Steven Byrnes 15 Feb 2020 10:26 UTC
LW: 3 AF: 2
AF

I have previously criticized value learning for needing to locate the human within some kind of prespecified ontology (this criticism is not new). By taking only the agent itself as primitive, perhaps we could get around this (we don’t need any fancy engineering or arbitrary choices to figure out AUs/optimal value from the agent’s perspective).

Wouldn’t you need to locate the abstract concept of AU within the AI’s ontology? Is that easier? Or sorry if I’m misunderstanding.
- TurnTrout 15 Feb 2020 14:17 UTC
  LW: 2 AF: 1
  AF Parent
  
  Wouldn’t you need to locate the abstract concept of AU within the AI’s ontology? Is that easier? Or sorry if I’m misunderstanding.
  
  To the contrary, an AU is naturally calculated from reward, one of the few things that is ontologically fundamental in the paradigm of RL. As mentioned in the last post, the AU of reward function $R$ is $V_{R}^{*}$ - which calculates the maximum possible $R$ -return from a given state.
  
  This will become much more obvious in the AUP empirical post.

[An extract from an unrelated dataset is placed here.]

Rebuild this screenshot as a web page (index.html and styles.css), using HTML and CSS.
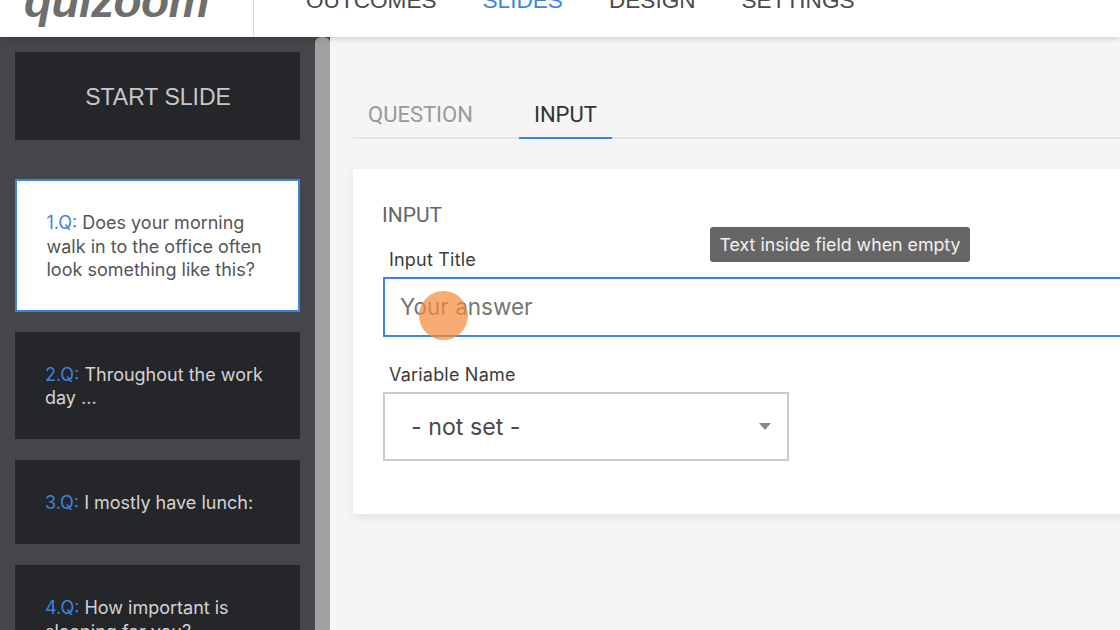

  - Steven Byrnes 15 Feb 2020 19:00 UTC
    LW: 7 AF: 4
    AF Parent
    Sure. Looking forward to that. My current intuition is: Humans have a built-in reward system based on (mumble mumble) dopamine, but the existence of that system doesn’t make it easy for us to understand dopamine, or reward functions in general, or anything like that, nor does it make it easy for us to formulate and pursue goals related to those things. It takes quite a bit of education and beautifully-illustrated blog posts to get us to that point :-D
    - TurnTrout 15 Feb 2020 23:52 UTC
      LW: 3 AF: 2
      AF Parent
      Note that when I said
      
      (we don’t need any fancy engineering or arbitrary choices to figure out AUs/optimal value from the agent’s perspective).
      
      I meant we could just consider how the agent’s AUs are changing without locating a human in the environment.
      - Steven Byrnes 16 Feb 2020 2:26 UTC
        LW: 1 AF: 1
        AF Parent
        Cool. We’re probably on the same page then.